This is always an interesting one. I had someone, awhile back, ask about breeding a blue diamond to a beige. They wanted to get, more blue diamonds, of course.
Because blue diamonds are recessives, that's unfortunately not how it works.
When you breed a beige, you have the opportunity of getting beige or standard kits.
When you breed a blue diamond, depending on what you breed it with, you have the opportunity of getting blue diamonds, sapphire violet carriers, violet sapphire carriers, and standard violet & sapphire carriers.
Now, a beige is a dominant gene, so whatever you breed it to, you will get beige or standard (plus the possibility of additional colors, but at least those).

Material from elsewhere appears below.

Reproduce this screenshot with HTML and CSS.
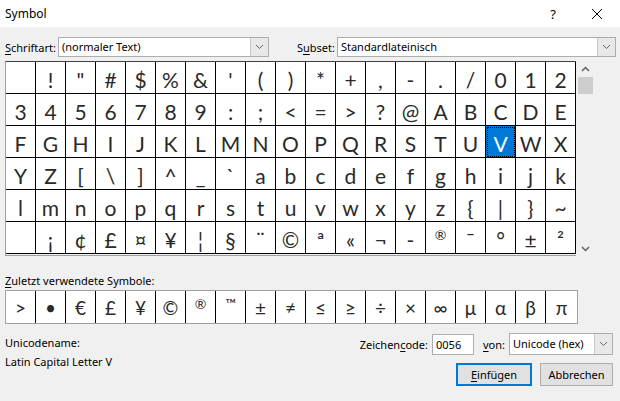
FILE: index.html
```html
<!DOCTYPE html>
<html lang="de">
<head>
<meta charset="utf-8">
<title>Symbol</title>
<link rel="stylesheet" href="styles.css">
</head>
<body>
<div class="dialog">
  <div class="titlebar">
    <span class="title">Symbol</span>
    <span class="help">?</span>
    <span class="close"><svg width="12" height="12" viewBox="0 0 12 12"><path d="M1 1 L11 11 M11 1 L1 11" stroke="#000" stroke-width="1" fill="none"/></svg></span>
  </div>
  <div class="content">
    <div class="fontrow">
      <label class="lbl"><u>S</u>chriftart:</label>
      <div class="combo combo-font"><span class="combo-text">(normaler Text)</span><span class="combo-btn"><svg width="9" height="6" viewBox="0 0 9 6"><path d="M1 1 L4.5 4.5 L8 1" stroke="#666" fill="none"/></svg></span></div>
      <label class="lbl lbl-subset">S<u>u</u>bset:</label>
      <div class="combo combo-subset"><span class="combo-text">Standardlateinisch</span><span class="combo-btn"><svg width="9" height="6" viewBox="0 0 9 6"><path d="M1 1 L4.5 4.5 L8 1" stroke="#666" fill="none"/></svg></span></div>
    </div>

    <div class="gridbox">
      <div class="grid">
        <div class="cell"></div><div class="cell">!</div><div class="cell">"</div><div class="cell">#</div><div class="cell">$</div><div class="cell">%</div><div class="cell">&amp;</div><div class="cell">'</div><div class="cell">(</div><div class="cell">)</div><div class="cell">*</div><div class="cell">+</div><div class="cell">,</div><div class="cell">-</div><div class="cell">.</div><div class="cell">/</div><div class="cell">0</div><div class="cell">1</div><div class="cell">2</div>
        <div class="cell">3</div><div class="cell">4</div><div class="cell">5</div><div class="cell">6</div><div class="cell">7</div><div class="cell">8</div><div class="cell">9</div><div class="cell">:</div><div class="cell">;</div><div class="cell">&lt;</div><div class="cell">=</div><div class="cell">&gt;</div><div class="cell">?</div><div class="cell">@</div><div class="cell">A</div><div class="cell">B</div><div class="cell">C</div><div class="cell">D</div><div class="cell">E</div>
        <div class="cell">F</div><div class="cell">G</div><div class="cell">H</div><div class="cell">I</div><div class="cell">J</div><div class="cell">K</div><div class="cell">L</div><div class="cell">M</div><div class="cell">N</div><div class="cell">O</div><div class="cell">P</div><div class="cell">Q</div><div class="cell">R</div><div class="cell">S</div><div class="cell">T</div><div class="cell">U</div><div class="cell selected">V</div><div class="cell">W</div><div class="cell">X</div>
        <div class="cell">Y</div><div class="cell">Z</div><div class="cell">[</div><div class="cell">\</div><div class="cell">]</div><div class="cell">^</div><div class="cell">_</div><div class="cell">`</div><div class="cell">a</div><div class="cell">b</div><div class="cell">c</div><div class="cell">d</div><div class="cell">e</div><div class="cell">f</div><div class="cell">g</div><div class="cell">h</div><div class="cell">i</div><div class="cell">j</div><div class="cell">k</div>
        <div class="cell">l</div><div class="cell">m</div><div class="cell">n</div><div class="cell">o</div><div class="cell">p</div><div class="cell">q</div><div class="cell">r</div><div class="cell">s</div><div class="cell">t</div><div class="cell">u</div><div class="cell">v</div><div class="cell">w</div><div class="cell">x</div><div class="cell">y</div><div class="cell">z</div><div class="cell">{</div><div class="cell">|</div><div class="cell">}</div><div class="cell">~</div>
        <div class="cell"></div><div class="cell">¡</div><div class="cell">¢</div><div class="cell">£</div><div class="cell">¤</div><div class="cell">¥</div><div class="cell">¦</div><div class="cell">§</div><div class="cell">¨</div><div class="cell">©</div><div class="cell">ª</div><div class="cell">«</div><div class="cell">¬</div><div class="cell">-</div><div class="cell small">®</div><div class="cell">¯</div><div class="cell">°</div><div class="cell">±</div><div class="cell">²</div>
      </div>
      <div class="scrollbar">
        <span class="arrow up"><svg width="9" height="6" viewBox="0 0 9 6"><path d="M1 5 L4.5 1.5 L8 5" stroke="#606060" stroke-width="1.5" fill="none"/></svg></span>
        <span class="thumb"></span>
        <span class="track"></span>
        <span class="arrow down"><svg width="9" height="6" viewBox="0 0 9 6"><path d="M1 1 L4.5 4.5 L8 1" stroke="#606060" stroke-width="1.5" fill="none"/></svg></span>
      </div>
    </div>

    <div class="recent-label"><u>Z</u>uletzt verwendete Symbole:</div>
    <div class="recent">
      <div class="rcell">&gt;</div><div class="rcell">•</div><div class="rcell">€</div><div class="rcell">£</div><div class="rcell">¥</div><div class="rcell">©</div><div class="rcell small">®</div><div class="rcell small">™</div><div class="rcell">±</div><div class="rcell">≠</div><div class="rcell">≤</div><div class="rcell">≥</div><div class="rcell">÷</div><div class="rcell">×</div><div class="rcell">∞</div><div class="rcell">μ</div><div class="rcell">α</div><div class="rcell">β</div><div class="rcell">π</div>
    </div>

    <div class="bottom">
      <div class="uname">
        <div>Unicodename:</div>
        <div>Latin Capital Letter V</div>
      </div>
      <div class="right">
        <div class="coderow">
          <label class="lbl">Zeichen<u>c</u>ode:</label>
          <div class="input">0056</div>
          <label class="lbl lbl-von"><u>v</u>on:</label>
          <div class="combo combo-von"><span class="combo-text">Unicode (hex)</span><span class="combo-btn"><svg width="9" height="6" viewBox="0 0 9 6"><path d="M1 1 L4.5 4.5 L8 1" stroke="#666" fill="none"/></svg></span></div>
        </div>
        <div class="btnrow">
          <button class="btn default"><u>E</u>infügen</button>
          <button class="btn">Abbrechen</button>
        </div>
      </div>
    </div>
  </div>
</div>
</body>
</html>
```

FILE: styles.css
```css
* { box-sizing: border-box; }
html, body { margin: 0; padding: 0; }
body {
  width: 620px;
  height: 401px;
  background: #f0f0f0;
  font-family: "Noto Sans", "Open Sans", sans-serif;
  font-size: 11px;
  color: #000;
  overflow: hidden;
}
u { text-decoration: underline; text-underline-offset: 2px; }

.dialog { width: 620px; height: 401px; display: flex; flex-direction: column; }

.titlebar {
  height: 27px;
  background: #fff;
  display: flex;
  align-items: center;
  padding-left: 5px;
}
.title { flex: 1; font-size: 12px; }
.help { width: 16px; text-align: center; font-size: 13px; margin-right: 28px; }
.close { width: 16px; display: flex; justify-content: center; margin-right: 15px; }

.content { padding: 10px 0 0 5px; flex: 1; display: flex; flex-direction: column; }

.fontrow { display: flex; align-items: center; height: 20px; }
.lbl { white-space: nowrap; }
.combo {
  height: 20px;
  background: #fff;
  border: 1px solid #abadb3;
  display: flex;
  align-items: stretch;
}
.combo-text { flex: 1; padding-left: 3px; line-height: 18px; white-space: nowrap; overflow: hidden; }
.combo-btn {
  width: 18px;
  background: #e8e8e8;
  border-left: 1px solid #c8c8c8;
  display: flex;
  align-items: center;
  justify-content: center;
}
.combo-font { width: 211px; margin-left: 2px; }
.lbl-subset { margin-left: 28px; }
.combo-subset { width: 279px; margin-left: 2px; }

.gridbox {
  margin-top: 4px;
  width: 590px;
  display: flex;
  align-items: flex-start;
}
.grid {
  display: grid;
  grid-template-columns: repeat(19, 30px);
  grid-auto-rows: 32px;
  border-left: 1px solid #a0a0a0;
  border-top: 1px solid #404040;
  border-bottom: 1px solid #a0a0a0;
  padding-bottom: 1px;
  background: #fff;
  background-clip: content-box;
}
.cell {
  border-right: 1px solid #000;
  border-bottom: 1px solid #000;
  display: flex;
  align-items: center;
  justify-content: center;
  font-family: Lato, "Noto Sans", sans-serif;
  font-size: 21px;
  line-height: 1;
  padding-top: 3px;
  color: #2a2a2a;
}
.cell.small, .rcell.small { font-size: 14px; padding-bottom: 8px; }
.cell.selected {
  background: #0078d7;
  color: #fff;
  outline: 1px dotted #000;
  outline-offset: -2px;
}

.scrollbar {
  width: 17px;
  height: 196px;
  margin-left: 1px;
  display: flex;
  flex-direction: column;
  align-items: center;
}
.arrow { height: 16px; display: flex; align-items: center; justify-content: center; }
.thumb { width: 15px; height: 17px; background: #cdcdcd; }
.track { flex: 1; }

.recent-label { margin-top: 17px; height: 16px; line-height: 14px; }
.recent {
  display: flex;
  width: 573px;
  height: 34px;
  border: 1px solid #a0a0a0;
  background: #fff;
}
.rcell {
  width: 30px;
  border-right: 1px solid #000;
  display: flex;
  align-items: center;
  justify-content: center;
  font-family: Lato, "Noto Sans", sans-serif;
  font-size: 19px;
  color: #2a2a2a;
}
.rcell:last-child { border-right: none; flex: 1; }

.bottom {
  margin-top: 9px;
  display: flex;
  justify-content: space-between;
  padding-right: 7px;
}
.uname { display: flex; flex-direction: column; gap: 3px; line-height: 16px; padding-top: 2px; }

.right { display: flex; flex-direction: column; align-items: flex-end; }
.coderow { display: flex; align-items: center; height: 22px; }
.input {
  width: 42px;
  height: 21px;
  margin-left: 4px;
  background: #fff;
  border: 1px solid #abadb3;
  padding-left: 3px;
  line-height: 19px;
}
.lbl-von { margin-left: 9px; }
.combo-von { width: 104px; height: 22px; margin-left: 4px; }
.combo-von .combo-text { line-height: 20px; }

.btnrow { display: flex; gap: 8px; margin-top: 8px; }
.btn {
  height: 23px;
  background: #e1e1e1;
  border: 1px solid #adadad;
  font-family: "Noto Sans", "Open Sans", sans-serif;
  font-size: 11px;
  color: #000;
  padding: 0;
  width: 73px;
}
.btn.default { border: 2px solid #0078d7; width: 76px; }
```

Since a blue diamond is a recessive, and a double recessive at that, for you to get ANY color other than a standard violet & sapphire carrier, you would need to breed it to a chin that at least carries (if not expresses) sapphire and violet. That's because to get a violet, sapphire, or blue diamond, BOTH parents must express or carry the gene. Got it? Good.
So, since the beige chin in this example is just a regular beige and does not carry any other genes (and yes, we know this), there's no way for a blue diamond, or sapphire, or violet, to be produced. In fact, the only options are a standard grey that carries violet and sapphire, or a beige that carries violet and sapphire.
I often can explain this to people until I am blue in the face, and many people don't understand, until a few litters later, when they only get beiges and standards, and don't understand why the male didn't reproduce the pretty blue diamond color! He's a blue diamond, come on, he should produce kits that color! Not quite. There needs to be an understanding of basic genetics to understand why this works the way it does.